Aim of the task: Read the lines below. Copy out any that hold the string "React".

Given data:
■ ■ ■ ■ ■
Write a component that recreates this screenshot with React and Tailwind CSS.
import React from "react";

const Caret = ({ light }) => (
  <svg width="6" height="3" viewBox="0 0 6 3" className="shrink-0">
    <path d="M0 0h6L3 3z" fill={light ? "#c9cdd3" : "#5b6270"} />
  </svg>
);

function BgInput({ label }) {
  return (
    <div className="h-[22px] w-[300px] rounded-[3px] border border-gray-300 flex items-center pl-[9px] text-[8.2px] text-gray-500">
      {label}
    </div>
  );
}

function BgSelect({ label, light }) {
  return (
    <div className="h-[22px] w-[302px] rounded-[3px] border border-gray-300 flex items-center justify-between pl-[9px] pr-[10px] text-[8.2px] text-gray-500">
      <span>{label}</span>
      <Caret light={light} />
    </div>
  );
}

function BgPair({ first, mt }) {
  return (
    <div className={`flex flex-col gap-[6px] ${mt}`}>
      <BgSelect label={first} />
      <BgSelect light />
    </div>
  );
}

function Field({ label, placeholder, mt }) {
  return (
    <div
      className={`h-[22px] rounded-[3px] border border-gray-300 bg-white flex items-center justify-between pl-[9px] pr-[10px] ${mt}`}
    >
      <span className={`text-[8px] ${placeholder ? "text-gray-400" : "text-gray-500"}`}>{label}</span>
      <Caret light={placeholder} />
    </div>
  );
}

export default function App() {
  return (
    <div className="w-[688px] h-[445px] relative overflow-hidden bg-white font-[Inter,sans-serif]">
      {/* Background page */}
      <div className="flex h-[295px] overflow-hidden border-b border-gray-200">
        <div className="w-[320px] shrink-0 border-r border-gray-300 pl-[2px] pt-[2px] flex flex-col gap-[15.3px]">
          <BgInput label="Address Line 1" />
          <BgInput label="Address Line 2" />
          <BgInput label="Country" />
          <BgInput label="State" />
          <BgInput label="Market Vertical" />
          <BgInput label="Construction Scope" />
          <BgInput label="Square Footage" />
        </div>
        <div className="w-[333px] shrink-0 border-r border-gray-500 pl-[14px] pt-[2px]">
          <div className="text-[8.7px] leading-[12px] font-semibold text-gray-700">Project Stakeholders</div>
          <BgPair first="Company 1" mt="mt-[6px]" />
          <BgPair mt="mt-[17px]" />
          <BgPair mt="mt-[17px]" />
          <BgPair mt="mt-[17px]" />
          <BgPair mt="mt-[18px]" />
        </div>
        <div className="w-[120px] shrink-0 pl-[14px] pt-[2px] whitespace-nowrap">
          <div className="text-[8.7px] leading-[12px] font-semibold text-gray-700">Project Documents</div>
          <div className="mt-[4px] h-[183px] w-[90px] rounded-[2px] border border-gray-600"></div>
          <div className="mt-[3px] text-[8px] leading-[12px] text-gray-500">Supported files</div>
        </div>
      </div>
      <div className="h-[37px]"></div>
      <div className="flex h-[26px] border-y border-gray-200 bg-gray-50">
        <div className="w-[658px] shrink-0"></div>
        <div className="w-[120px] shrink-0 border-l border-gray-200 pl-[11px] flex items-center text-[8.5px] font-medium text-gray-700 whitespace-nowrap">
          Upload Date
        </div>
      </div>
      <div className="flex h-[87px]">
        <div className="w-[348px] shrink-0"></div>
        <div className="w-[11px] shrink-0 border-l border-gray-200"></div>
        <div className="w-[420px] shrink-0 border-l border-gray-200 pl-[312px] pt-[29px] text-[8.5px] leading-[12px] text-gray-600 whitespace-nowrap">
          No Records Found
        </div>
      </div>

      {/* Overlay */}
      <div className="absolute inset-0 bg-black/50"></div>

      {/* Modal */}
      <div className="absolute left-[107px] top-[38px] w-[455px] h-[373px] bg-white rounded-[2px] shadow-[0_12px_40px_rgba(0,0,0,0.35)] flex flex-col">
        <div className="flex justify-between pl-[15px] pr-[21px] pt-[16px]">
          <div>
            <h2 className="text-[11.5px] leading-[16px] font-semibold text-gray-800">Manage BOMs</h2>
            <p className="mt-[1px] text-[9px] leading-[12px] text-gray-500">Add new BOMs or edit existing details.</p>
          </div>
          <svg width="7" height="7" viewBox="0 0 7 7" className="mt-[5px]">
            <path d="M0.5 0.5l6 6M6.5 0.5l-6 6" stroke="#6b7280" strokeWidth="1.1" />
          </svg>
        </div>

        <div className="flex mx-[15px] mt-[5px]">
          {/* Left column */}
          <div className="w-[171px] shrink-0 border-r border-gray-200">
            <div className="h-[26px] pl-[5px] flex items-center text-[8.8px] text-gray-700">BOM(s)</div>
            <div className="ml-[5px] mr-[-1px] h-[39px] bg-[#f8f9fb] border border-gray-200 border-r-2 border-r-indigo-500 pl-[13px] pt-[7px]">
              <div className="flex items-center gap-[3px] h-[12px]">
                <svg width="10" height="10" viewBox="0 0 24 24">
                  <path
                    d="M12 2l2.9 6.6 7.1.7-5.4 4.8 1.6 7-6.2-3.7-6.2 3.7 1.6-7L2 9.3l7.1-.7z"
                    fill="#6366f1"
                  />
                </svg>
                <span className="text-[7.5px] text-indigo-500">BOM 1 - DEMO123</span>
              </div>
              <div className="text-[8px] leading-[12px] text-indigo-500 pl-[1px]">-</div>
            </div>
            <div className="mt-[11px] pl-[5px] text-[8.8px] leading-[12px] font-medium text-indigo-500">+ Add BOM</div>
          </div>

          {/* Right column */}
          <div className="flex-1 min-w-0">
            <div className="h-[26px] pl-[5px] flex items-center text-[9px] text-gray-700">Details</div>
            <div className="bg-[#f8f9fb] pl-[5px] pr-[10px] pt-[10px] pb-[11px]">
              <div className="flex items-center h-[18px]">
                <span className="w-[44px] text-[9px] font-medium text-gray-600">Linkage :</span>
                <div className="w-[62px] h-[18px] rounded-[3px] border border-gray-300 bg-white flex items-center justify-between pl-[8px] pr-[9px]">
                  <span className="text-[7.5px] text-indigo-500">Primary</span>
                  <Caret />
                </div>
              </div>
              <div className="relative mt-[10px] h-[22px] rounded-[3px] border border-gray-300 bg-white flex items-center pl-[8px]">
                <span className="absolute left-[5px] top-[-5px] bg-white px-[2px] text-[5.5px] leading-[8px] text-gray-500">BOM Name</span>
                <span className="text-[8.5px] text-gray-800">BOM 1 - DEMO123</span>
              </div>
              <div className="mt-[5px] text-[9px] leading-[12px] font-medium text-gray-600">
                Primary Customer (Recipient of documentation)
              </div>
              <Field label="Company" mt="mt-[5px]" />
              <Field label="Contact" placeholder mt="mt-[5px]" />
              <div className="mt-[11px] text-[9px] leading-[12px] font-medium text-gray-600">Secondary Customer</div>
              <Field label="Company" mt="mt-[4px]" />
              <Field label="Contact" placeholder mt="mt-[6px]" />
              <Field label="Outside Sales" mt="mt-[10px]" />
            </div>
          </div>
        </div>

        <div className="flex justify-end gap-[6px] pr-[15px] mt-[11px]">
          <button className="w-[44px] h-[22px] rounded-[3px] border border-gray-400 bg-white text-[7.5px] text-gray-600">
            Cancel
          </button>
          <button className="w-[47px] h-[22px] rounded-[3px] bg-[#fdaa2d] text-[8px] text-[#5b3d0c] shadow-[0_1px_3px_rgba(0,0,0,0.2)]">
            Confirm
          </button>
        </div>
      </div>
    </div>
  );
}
■ ■ ■ ■ ■
Complete answer:
Write a component that recreates this screenshot with React and Tailwind CSS.
import React from "react";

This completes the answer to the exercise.